The complete Israeli control of the skies created an insurmountable advantage for the ground battles that followed. Over the course of the Six Day War, Israel conquered the Sinai Peninsula in the south, Jerusalem and the West Bank in the central sector, and the Golan Heights in the north. After signing the Camp David Accords of 1978, the Israelis withdrew from the Sinai, returning it to complete Egyptian control in 1982. But, the Israelis retained the West Bank and the Golan Heights, both to improve their strategic situation and to use as bargaining chips to create a permanent peace with their neighbors. To date, the Israeli possession of those territories remains a controversial subject, despite the passage of 53 years.

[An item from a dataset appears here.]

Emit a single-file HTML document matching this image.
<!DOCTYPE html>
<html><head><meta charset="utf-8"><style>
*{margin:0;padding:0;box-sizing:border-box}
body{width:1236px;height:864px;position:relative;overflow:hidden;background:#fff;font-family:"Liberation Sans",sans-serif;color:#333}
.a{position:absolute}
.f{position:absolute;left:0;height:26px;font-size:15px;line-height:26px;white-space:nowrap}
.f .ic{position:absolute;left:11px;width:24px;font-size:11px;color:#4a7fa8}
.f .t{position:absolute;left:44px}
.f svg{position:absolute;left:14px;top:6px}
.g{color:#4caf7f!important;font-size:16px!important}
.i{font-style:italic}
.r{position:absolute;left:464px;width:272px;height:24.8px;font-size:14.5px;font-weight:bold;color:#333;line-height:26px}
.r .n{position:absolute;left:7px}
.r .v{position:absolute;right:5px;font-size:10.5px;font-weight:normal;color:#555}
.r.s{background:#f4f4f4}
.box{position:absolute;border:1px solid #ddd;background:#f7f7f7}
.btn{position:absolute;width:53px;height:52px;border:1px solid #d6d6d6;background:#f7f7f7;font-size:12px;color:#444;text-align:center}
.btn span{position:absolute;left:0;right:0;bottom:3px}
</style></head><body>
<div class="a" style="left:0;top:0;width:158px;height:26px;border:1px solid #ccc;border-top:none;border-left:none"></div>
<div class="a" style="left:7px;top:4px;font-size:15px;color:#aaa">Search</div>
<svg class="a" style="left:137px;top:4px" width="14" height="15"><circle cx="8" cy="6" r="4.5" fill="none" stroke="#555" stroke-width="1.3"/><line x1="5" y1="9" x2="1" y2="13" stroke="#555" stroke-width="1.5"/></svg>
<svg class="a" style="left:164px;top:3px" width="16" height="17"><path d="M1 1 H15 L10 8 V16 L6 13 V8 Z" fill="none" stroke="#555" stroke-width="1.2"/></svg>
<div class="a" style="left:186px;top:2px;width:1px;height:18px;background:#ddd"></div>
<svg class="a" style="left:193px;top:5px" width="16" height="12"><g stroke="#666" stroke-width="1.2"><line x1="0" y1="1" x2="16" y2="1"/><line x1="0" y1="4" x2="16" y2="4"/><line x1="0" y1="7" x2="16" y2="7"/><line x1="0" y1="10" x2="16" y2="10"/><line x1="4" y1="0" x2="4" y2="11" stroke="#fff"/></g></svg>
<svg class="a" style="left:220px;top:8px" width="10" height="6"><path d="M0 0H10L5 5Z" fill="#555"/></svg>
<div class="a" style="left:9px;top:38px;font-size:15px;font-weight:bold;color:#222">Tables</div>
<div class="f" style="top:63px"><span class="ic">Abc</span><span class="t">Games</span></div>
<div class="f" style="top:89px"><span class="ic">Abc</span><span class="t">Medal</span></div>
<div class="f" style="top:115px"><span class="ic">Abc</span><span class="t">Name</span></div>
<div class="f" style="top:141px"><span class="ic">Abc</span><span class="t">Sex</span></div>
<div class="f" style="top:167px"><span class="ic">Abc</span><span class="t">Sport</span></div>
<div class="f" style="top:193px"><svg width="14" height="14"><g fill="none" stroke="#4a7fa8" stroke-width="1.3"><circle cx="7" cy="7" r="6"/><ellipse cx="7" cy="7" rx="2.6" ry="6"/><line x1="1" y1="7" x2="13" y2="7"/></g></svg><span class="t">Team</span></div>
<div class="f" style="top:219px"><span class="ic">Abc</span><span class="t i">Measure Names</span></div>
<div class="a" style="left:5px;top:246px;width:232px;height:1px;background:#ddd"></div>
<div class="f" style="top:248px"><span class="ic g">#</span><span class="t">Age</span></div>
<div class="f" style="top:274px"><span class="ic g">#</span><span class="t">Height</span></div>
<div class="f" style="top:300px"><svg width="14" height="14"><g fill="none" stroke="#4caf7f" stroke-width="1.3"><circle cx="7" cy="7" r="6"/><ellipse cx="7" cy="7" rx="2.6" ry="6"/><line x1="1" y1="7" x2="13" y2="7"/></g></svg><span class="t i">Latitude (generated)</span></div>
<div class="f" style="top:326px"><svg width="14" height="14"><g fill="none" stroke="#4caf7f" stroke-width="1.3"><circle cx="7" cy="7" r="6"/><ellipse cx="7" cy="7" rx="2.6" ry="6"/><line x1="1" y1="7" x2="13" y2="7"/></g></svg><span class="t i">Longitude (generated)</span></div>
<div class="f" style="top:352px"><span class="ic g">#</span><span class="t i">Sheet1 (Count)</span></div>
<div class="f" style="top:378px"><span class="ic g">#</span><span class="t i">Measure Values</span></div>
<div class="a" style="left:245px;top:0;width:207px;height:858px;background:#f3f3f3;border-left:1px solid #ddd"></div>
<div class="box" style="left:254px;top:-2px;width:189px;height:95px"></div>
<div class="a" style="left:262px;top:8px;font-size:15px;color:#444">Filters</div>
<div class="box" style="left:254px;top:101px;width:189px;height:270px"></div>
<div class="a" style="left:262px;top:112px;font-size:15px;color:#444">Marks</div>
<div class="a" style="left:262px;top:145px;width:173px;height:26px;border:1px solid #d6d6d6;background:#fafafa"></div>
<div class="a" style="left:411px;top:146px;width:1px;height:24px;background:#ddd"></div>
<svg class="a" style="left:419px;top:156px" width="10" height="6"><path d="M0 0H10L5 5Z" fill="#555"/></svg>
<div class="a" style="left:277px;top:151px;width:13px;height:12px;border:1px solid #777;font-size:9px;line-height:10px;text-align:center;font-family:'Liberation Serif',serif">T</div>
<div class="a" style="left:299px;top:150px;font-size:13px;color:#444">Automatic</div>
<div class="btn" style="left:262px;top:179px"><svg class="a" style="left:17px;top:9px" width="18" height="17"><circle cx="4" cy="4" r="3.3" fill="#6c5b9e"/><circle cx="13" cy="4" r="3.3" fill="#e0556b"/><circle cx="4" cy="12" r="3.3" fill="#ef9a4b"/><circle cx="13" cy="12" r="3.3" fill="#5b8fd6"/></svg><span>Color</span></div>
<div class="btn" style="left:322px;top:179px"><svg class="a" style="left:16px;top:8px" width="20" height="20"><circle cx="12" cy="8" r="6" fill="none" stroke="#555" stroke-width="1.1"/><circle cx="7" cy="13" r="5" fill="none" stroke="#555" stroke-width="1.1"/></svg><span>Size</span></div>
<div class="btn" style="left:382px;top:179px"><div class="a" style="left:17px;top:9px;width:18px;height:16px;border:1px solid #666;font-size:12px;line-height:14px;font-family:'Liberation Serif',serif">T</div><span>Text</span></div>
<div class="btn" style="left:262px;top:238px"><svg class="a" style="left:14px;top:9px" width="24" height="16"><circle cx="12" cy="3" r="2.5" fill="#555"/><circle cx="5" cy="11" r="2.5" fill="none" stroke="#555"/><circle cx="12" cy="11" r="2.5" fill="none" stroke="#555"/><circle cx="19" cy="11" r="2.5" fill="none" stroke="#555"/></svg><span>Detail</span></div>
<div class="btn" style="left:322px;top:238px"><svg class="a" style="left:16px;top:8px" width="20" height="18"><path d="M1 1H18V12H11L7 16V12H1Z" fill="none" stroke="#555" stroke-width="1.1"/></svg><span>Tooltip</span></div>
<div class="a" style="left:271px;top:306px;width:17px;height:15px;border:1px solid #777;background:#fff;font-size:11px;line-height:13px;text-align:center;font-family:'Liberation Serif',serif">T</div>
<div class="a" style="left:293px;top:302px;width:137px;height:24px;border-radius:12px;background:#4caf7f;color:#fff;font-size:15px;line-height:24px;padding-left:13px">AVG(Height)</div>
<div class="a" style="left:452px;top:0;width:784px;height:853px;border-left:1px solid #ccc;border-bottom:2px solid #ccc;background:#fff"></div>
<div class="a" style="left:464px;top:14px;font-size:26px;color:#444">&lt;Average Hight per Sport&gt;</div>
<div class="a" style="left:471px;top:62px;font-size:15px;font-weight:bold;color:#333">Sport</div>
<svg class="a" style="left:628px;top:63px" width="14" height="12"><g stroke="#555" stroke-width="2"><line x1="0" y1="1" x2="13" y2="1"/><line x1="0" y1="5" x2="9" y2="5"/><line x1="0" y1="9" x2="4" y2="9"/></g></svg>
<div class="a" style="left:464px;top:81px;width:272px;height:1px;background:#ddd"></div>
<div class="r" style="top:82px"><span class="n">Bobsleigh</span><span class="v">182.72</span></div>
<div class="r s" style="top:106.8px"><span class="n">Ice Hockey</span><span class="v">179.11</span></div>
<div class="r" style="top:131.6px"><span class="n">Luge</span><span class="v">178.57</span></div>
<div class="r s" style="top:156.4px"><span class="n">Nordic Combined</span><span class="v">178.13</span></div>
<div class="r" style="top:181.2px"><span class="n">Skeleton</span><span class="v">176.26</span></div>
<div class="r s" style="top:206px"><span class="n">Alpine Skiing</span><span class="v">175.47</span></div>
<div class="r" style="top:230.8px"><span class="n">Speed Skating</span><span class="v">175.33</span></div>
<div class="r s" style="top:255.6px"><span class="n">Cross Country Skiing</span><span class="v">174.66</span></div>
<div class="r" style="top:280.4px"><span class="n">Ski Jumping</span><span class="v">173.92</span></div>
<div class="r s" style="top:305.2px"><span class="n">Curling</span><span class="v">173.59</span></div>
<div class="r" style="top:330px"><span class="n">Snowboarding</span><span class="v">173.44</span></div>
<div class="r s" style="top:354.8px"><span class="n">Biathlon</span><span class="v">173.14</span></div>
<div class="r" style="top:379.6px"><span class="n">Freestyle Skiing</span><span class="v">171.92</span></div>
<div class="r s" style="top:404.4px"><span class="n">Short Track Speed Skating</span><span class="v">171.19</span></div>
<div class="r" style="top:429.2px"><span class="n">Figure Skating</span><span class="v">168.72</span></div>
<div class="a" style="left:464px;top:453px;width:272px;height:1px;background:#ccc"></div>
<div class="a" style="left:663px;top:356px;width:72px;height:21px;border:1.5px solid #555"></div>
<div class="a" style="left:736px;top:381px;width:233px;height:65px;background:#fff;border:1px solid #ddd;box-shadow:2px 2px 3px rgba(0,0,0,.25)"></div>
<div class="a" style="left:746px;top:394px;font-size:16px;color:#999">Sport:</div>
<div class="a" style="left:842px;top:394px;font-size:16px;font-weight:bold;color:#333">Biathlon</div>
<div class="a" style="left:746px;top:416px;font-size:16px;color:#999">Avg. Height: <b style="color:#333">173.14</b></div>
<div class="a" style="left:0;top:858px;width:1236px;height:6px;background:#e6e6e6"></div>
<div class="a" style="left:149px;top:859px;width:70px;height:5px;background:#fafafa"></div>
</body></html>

Some key questions remain—did France make a mistake by waiting for the German invasion in 1940? Was Israel justified in launching a preemptive attack, even though it had not been attacked by its neighbors? Obviously, France suffered enormous damage from the German invasion and five years of occupation. Hundreds of thousands of French citizens died in World War II, but by remaining on the defensive, France could rightfully claim that Germany was the aggressor (a move that probably secured the support of allied powers). Israel greatly improved its military position vis-à-vis its enemies, but did so at the cost of substantial international criticism and condemnation. In hindsight, though, the French military is usually criticized for its strategic decisions, while the Israeli experience is considered an important case study in modern warfare. Perhaps the limit of the right to swing your fist does not have to end at my nose, and only the rational belief that you are about to punch me is required for me to preempt your attack. When it comes to international warfare, getting that answer wrong can have devastating effects.